In the red zone, his route running ability was again on display, which is covered a bit more in this next two videos:
All that is the technical knowledge and ability to sell the fakes that get just enough lean or false steps from a defensive back to gain separation.
But on the deep vertical routes, there are also times when more than anything, it’s Jefferson’s ability to track the ball, body control and ability to adjust to the ball in the air, shown in this next clip:
As you can see in the first play, Jefferson reminds me of another Jefferson - John - from back in the Air Coryell days in San Diego, with his ability to go up and make the spectacular catch. Those are skills you really can’t coach. The last play in the above clip also shows how Jefferson is able to adjust to a poorly thrown ball - well behind him - on a short out route. He’s able to stop on a dime, change direction, and get his arms out and pluck the ball out of the air well behind him - preventing an incompletion or worse a pick-six. Clearly a ‘quarterback’s best friend’ in his ability to track and adjust to the ball and come down with contested catches. It’s those types of plays that earn the trust, and more targets, from quarterbacks.

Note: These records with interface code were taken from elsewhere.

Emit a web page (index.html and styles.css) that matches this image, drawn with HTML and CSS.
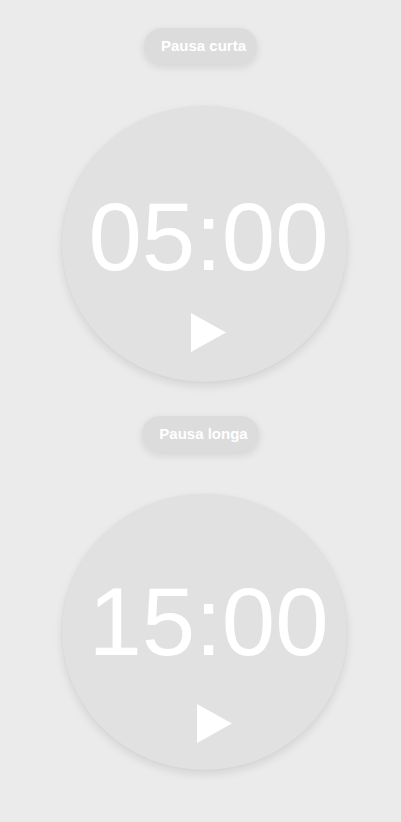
FILE: index.html
```html
<!DOCTYPE html>
<html lang="pt">
<head>
<meta charset="utf-8">
<title>Timer</title>
<link rel="stylesheet" href="styles.css">
</head>
<body>
<main class="page">
  <section class="timer">
    <button class="label">Pausa curta</button>
    <div class="dial">
      <div class="time">05:00</div>
      <button class="play" aria-label="Iniciar">
        <svg width="35" height="39" viewBox="0 0 35 39"><polygon points="0,0 35,19.5 0,39" fill="#ffffff"/></svg>
      </button>
    </div>
  </section>
  <section class="timer">
    <button class="label">Pausa longa</button>
    <div class="dial dial-long">
      <div class="time">15:00</div>
      <button class="play play-long" aria-label="Iniciar">
        <svg width="35" height="39" viewBox="0 0 35 39"><polygon points="0,0 35,19.5 0,39" fill="#ffffff"/></svg>
      </button>
    </div>
  </section>
</main>
</body>
</html>
```

FILE: styles.css
```css
html, body {
  margin: 0;
  padding: 0;
  background: #ebebeb;
}
body {
  font-family: "Liberation Sans", Arial, sans-serif;
  width: 401px;
  height: 822px;
  overflow: hidden;
}
.page {
  display: flex;
  flex-direction: column;
  align-items: center;
  padding-top: 28px;
  gap: 34px;
}
.timer {
  display: flex;
  flex-direction: column;
  align-items: center;
  gap: 42px;
}
.label {
  height: 36px;
  padding: 0 11px 0 17px;
  border: none;
  border-radius: 18px;
  background: #dcdcdc;
  color: #ffffff;
  font-family: "Liberation Sans", Arial, sans-serif;
  font-weight: bold;
  font-size: 15px;
  line-height: 36px;
  box-shadow: 0 3px 8px rgba(0, 0, 0, 0.10);
  cursor: pointer;
}
.dial {
  width: 285px;
  height: 276px;
  box-sizing: border-box;
  margin-left: 8px;
  border-radius: 50%;
  background: #e1e1e1;
  box-shadow: 0 4px 10px rgba(0, 0, 0, 0.10), 0 0 2px rgba(0, 0, 0, 0.05);
  display: flex;
  flex-direction: column;
  align-items: center;
  padding-top: 83px;
  padding-left: 8px;
}
.dial-long {
  padding-top: 80px;
}
.time {
  color: #ffffff;
  font-size: 96px;
  line-height: 96px;
  height: 96px;
  letter-spacing: 0;
}
.play {
  margin-top: 28px;
  padding: 0;
  border: none;
  background: none;
  width: 35px;
  height: 39px;
  display: block;
  cursor: pointer;
}
.play svg {
  display: block;
}
.play-long {
  margin-top: 34px;
  margin-left: 12px;
}
```
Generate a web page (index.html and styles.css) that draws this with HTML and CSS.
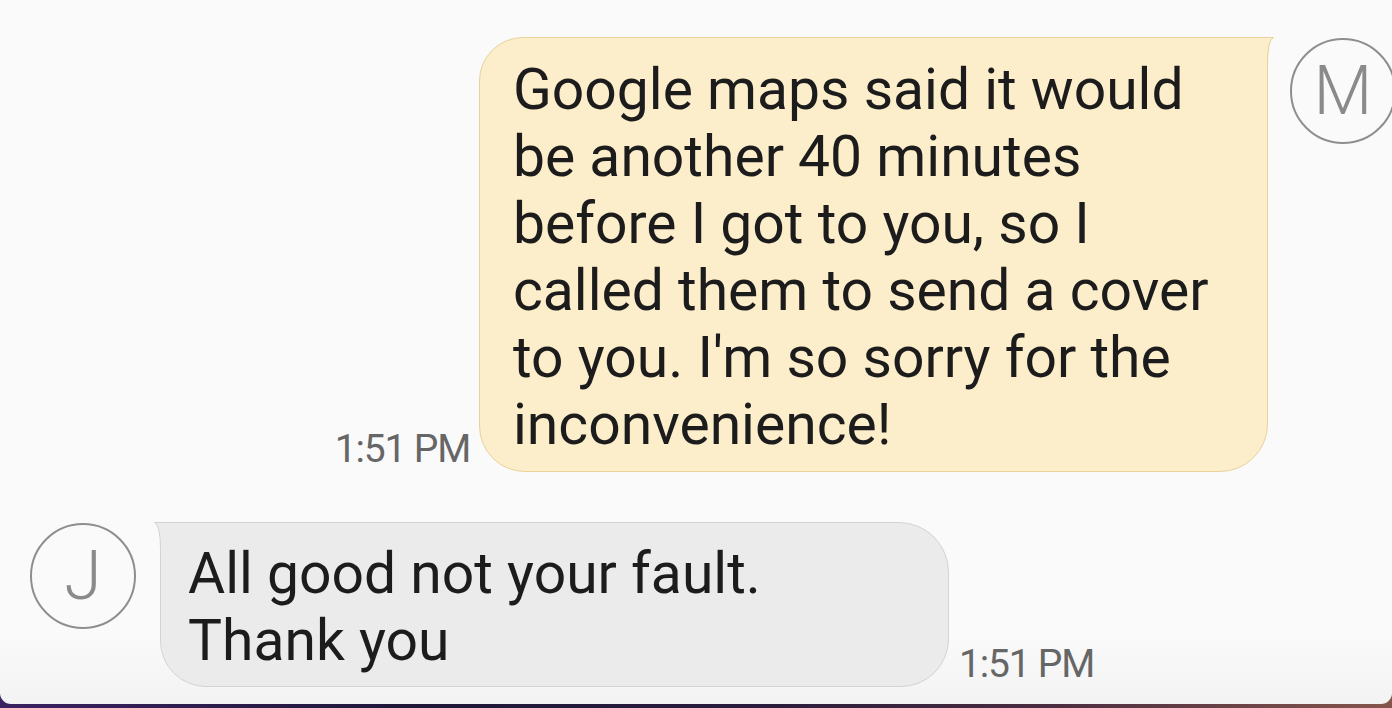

Jefferson also has some good yards-after-catch ability as well, averaging over 6 YAC yards per reception last season at LSU. Below are some good examples:
Jefferson also has both good hands, and is a very effective blocker for a wide receiver, as shown in this Matt Waldman video. Waldman often looks at what is seemingly minutia in evaluating offensive skill position players, and yet can be key indicators as much as anything when it comes to a player’s skillset:
Below is some more clips of Jefferson’s blocking ability:
As you can see, LSU used a lot of off-tackle bunch sets, which called on Jefferson to block on occasion - either a DB or a LB. Jefferson has 33” arms, which are long for a 6’1” receiver. Not only does he put them to good use as a receiver, but also as a blocker, getting full extension into a defenders shoulder pads, while sinking his hips and keeping a wide base. As a 200 pound receiver, he’s not going to keep linebackers at bay for very long, but he is one of the most effective blocking receivers I’ve seen in college, showing both good willingness to take on the duty, and very good effectiveness usually when doing so.
Vikings Fit / Projection
Justin’s Jefferson’s skill set and use in the LSU offense is a good match for what he’ll be asked to do in the Vikings offensive scheme under offensive coordinator Gary Kubiak.
While the scheme’s themselves are much different - LSU ran a high-powered spread offense, passing the ball maybe 75% of the time - Jefferson’s role in that offense will be very similar to his role in Kubiak’s more balanced, double-TE scheme.
Kubiak said today that Jefferson will take over Diggs’ role as the X receiver, which may include a lot of use in the slot, slants, crossing routes, and the occasional deep vertical route - just like what Diggs did. Jefferson may have a bit more value in the run game, however, being able to block a defensive back or linebacker long enough for Dalvin Cook or Alexander Mattison to get by, while also being a potent receiving threat.
Kubiak also said that LSU uses the same terminology as his offense, so that should help flatten the learning curve for Jefferson, and allow him to get up to speed quickly.
Bottom line, Justin Jefferson looks well positioned to take over the role vacated by Stefon Diggs, and being more pro-ready than most college receivers, he could have a big impact on the Vikings offense, even as a rookie.